Our preliminary view is that each party should pay their own costs. This is because the appellants appealed to the Tribunal following a determination of the District Court of New South Wales to dismiss an appeal to that Court and the Appeal Panel has reached a different view on the question of its jurisdiction.
The parties should be given an opportunity to make any application and submissions on this matter.
[5]
Orders
The Appeal Panel makes the following orders:
1. Appeal dismissed;
2. Any applications for costs are to be filed and served within 14 days of the date of these reasons, such applications to include any submissions.
3. Any submissions in reply are to be filed and served within 28 days of the date of these reasons.

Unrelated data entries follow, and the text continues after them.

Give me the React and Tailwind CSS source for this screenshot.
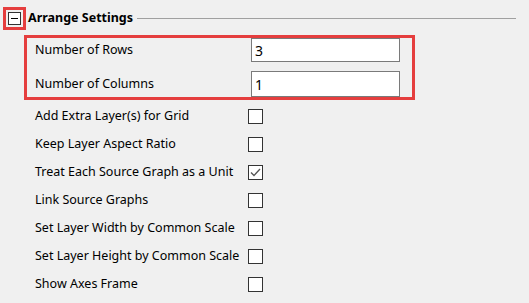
const checks = [
  { label: "Add Extra Layer(s) for Grid", checked: false },
  { label: "Keep Layer Aspect Ratio", checked: false },
  { label: "Treat Each Source Graph as a Unit", checked: true },
  { label: "Link Source Graphs", checked: false },
  { label: "Set Layer Width by Common Scale", checked: false },
  { label: "Set Layer Height by Common Scale", checked: false },
  { label: "Show Axes Frame", checked: false },
];

function CheckBox({ checked }) {
  return (
    <div className="w-[15px] h-[15px] border border-[#333] bg-white flex items-center justify-center">
      {checked && (
        <svg width="11" height="9" viewBox="0 0 11 9">
          <path d="M1 4.5 L4 7.5 L10 1" fill="none" stroke="#555" strokeWidth="1.3" />
        </svg>
      )}
    </div>
  );
}

export default function App() {
  return (
    <div
      className="w-[529px] h-[303px] bg-[#f0f0f0] text-[12.5px] text-black overflow-hidden"
      style={{ fontFamily: '"Noto Sans", "Open Sans", sans-serif' }}
    >
      {/* section header */}
      <div className="flex items-center h-[30px] pt-[6px] pl-[3px] pr-[13px]">
        <div className="border-[3px] border-[#e53e3e] p-[2px] flex items-center">
          <div className="w-[13px] h-[13px] border border-[#333] bg-white flex items-center justify-center">
            <div className="w-[7px] h-px bg-black" />
          </div>
        </div>
        <span className="ml-[2px] font-bold leading-none">Arrange Settings</span>
        <div className="flex-1 h-px bg-[#a0a0a0] ml-[4px] mt-[1px]" />
      </div>

      {/* rows / columns box */}
      <div className="ml-[24px] mt-[5px] w-[391px] border-[3px] border-[#e53e3e]">
        <div className="flex flex-col gap-[9px]">
          <div className="flex items-center h-[24px]">
            <span className="pl-[8px] w-[224px]">Number of Rows</span>
            <div className="w-[149px] h-[24px] border border-[#7a7a7a] bg-white px-[3px] flex items-center text-[14px]">3</div>
          </div>
          <div className="flex items-center h-[26px]">
            <span className="pl-[8px] w-[224px]">Number of Columns</span>
            <div className="w-[149px] h-[26px] border border-[#7a7a7a] bg-white px-[3px] flex items-center text-[14px]">1</div>
          </div>
        </div>
      </div>

      {/* checkbox options */}
      <div className="flex flex-col pl-[35px] pt-[2px]">
        {checks.map((c) => (
          <div key={c.label} className="flex items-center h-[28px]">
            <span className="w-[213px]">{c.label}</span>
            <CheckBox checked={c.checked} />
          </div>
        ))}
      </div>
    </div>
  );
}
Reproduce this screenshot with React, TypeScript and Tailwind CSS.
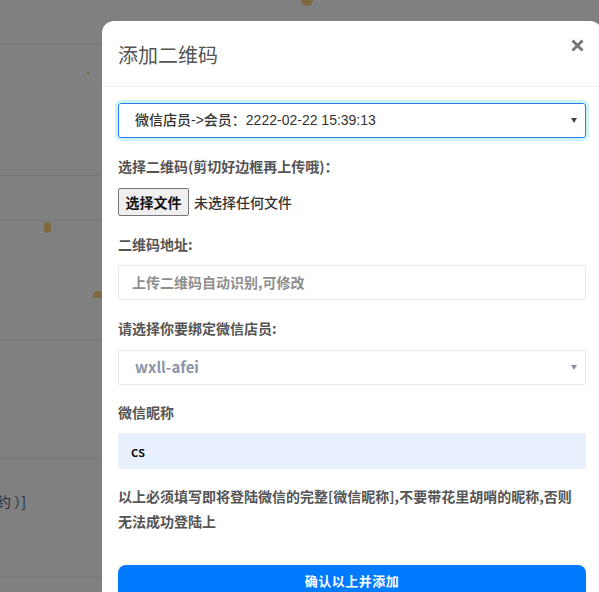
import React from "react";

const font = { fontFamily: '"Noto Sans CJK SC", "Noto Sans", sans-serif' };

function Caret({ color }: { color: string }) {
  return (
    <svg width="6" height="5" viewBox="0 0 6 5" aria-hidden="true">
      <polygon points="0,0 6,0 3,5" fill={color} />
    </svg>
  );
}

function Label({ children }: { children: React.ReactNode }) {
  return <div className="text-[14px] font-bold leading-[21px] text-[#555]">{children}</div>;
}

function BackgroundPage() {
  const rows = [44, 132, 45, 120, 118, 119];
  return (
    <div className="flex flex-col">
      {rows.map((h, i) => (
        <div key={i} className="flex items-end border-b border-[#777]" style={{ height: h }}>
          {i === 5 ? (
            <div className="mb-[65px] ml-[-3px] text-[14px] text-[#232a35]">约 ）]</div>
          ) : null}
        </div>
      ))}
    </div>
  );
}

export default function App() {
  return (
    <div className="relative h-[592px] w-[599px] overflow-hidden bg-[#808080]" style={font}>
      <BackgroundPage />

      {/* specks from the page behind */}
      <span className="absolute left-[87px] top-[71px] h-[3px] w-[3px] rounded-full bg-[#7d6a3e]" />
      <span className="absolute left-[44px] top-[222px] h-[11px] w-[7px] rounded-full bg-[#7d6a3e]" />
      <span className="absolute left-[93px] top-[291px] h-[7px] w-[10px] rounded-t-full bg-[#7d6a3e]" />
      <span className="absolute left-[301px] top-[-2px] h-[8px] w-[12px] rounded-b-full bg-[#7d6a3e]" />

      <div className="absolute left-[102px] top-[21px] w-[500px] rounded-t-[12px] bg-white">
        <div className="flex items-start justify-between border-b border-[#eee] pl-4 pr-[18px]">
          <h5 className="pt-[19px] pb-[17px] text-[20px] font-normal leading-[29px] text-[#555]">
            添加二维码
          </h5>
          <svg className="mt-[18px]" width="13" height="13" viewBox="0 0 13 13" aria-hidden="true">
            <path d="M1.5 1.5 L11.5 11.5 M11.5 1.5 L1.5 11.5" stroke="#777" strokeWidth="3" />
          </svg>
        </div>

        <div className="px-4 pt-4">
          <div className="flex h-[35px] items-center justify-between rounded-[3px] border border-[#2a7be8] pl-[16px] pr-[8px] shadow-[0_0_0_3px_#cdf4f2]">
            <span
              className="text-[14px] font-medium text-[#333]"
              style={{ fontFamily: '"Liberation Sans", "Noto Sans CJK SC", sans-serif' }}
            >
              微信店员-&gt;会员：2222-02-22 15:39:13
            </span>
            <Caret color="#444" />
          </div>

          <div className="mt-[18px]">
            <Label>选择二维码(剪切好边框再上传哦)：</Label>
          </div>
          <div className="mt-[11px] flex items-center">
            <span className="flex h-[28px] w-[71px] items-center justify-center rounded-[2px] border border-[#767676] bg-[#efefef] text-[14px] font-bold text-[#111]">
              选择文件
            </span>
            <span className="ml-[5px] text-[14px] font-medium text-[#333]">未选择任何文件</span>
          </div>

          <div className="mt-[18px]">
            <Label>二维码地址:</Label>
          </div>
          <div className="mt-[10px] flex h-[35px] items-center rounded-[2px] border border-[#eaeaea] pl-[13px] text-[14px] font-semibold text-[#8e8e8e]">
            上传二维码自动识别,可修改
          </div>

          <div className="mt-[18px]">
            <Label>请选择你要绑定微信店员:</Label>
          </div>
          <div className="mt-[11px] flex h-[35px] items-center justify-between rounded-[2px] border border-[#eaeaea] pl-[16px] pr-[8px]">
            <span className="text-[15px] font-semibold text-[#8c95a6]">wxll-afei</span>
            <Caret color="#8a909b" />
          </div>

          <div className="mt-[17px]">
            <Label>微信昵称</Label>
          </div>
          <div className="mt-[10px] flex h-[36px] items-center rounded-[2px] bg-[#e8f0fe] pl-[13px] text-[14px] font-medium text-black">
            cs
          </div>

          <p className="mt-[15px] text-[14px] font-bold leading-[25px] text-[#555]">
            以上必须填写即将登陆微信的完整[微信昵称],不要带花里胡哨的昵称,否则
            <br />
            无法成功登陆上
          </p>

          <div className="mt-[31px] flex h-[38px] items-start justify-center rounded-[8px] bg-[#007bff] pt-[6px] text-[13px] font-bold leading-[20px] tracking-[0.5px] text-white">
            确认以上并添加
          </div>
        </div>
      </div>
    </div>
  );
}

4. Any submissions are to also address the question of whether or not the application for costs can be dealt with on the papers.
[6]
I hereby certify that this is a true and accurate record of the reasons for decision of the Civil and Administrative Tribunal of New South Wales.
Registrar
DISCLAIMER - Every effort has been made to comply with suppression orders or statutory provisions prohibiting publication that may apply to this judgment or decision. The onus remains on any person using material in the judgment or decision to ensure that the intended use of that material does not breach any such order or provision. Further enquiries may be directed to the Registry of the Court or Tribunal in which it was generated.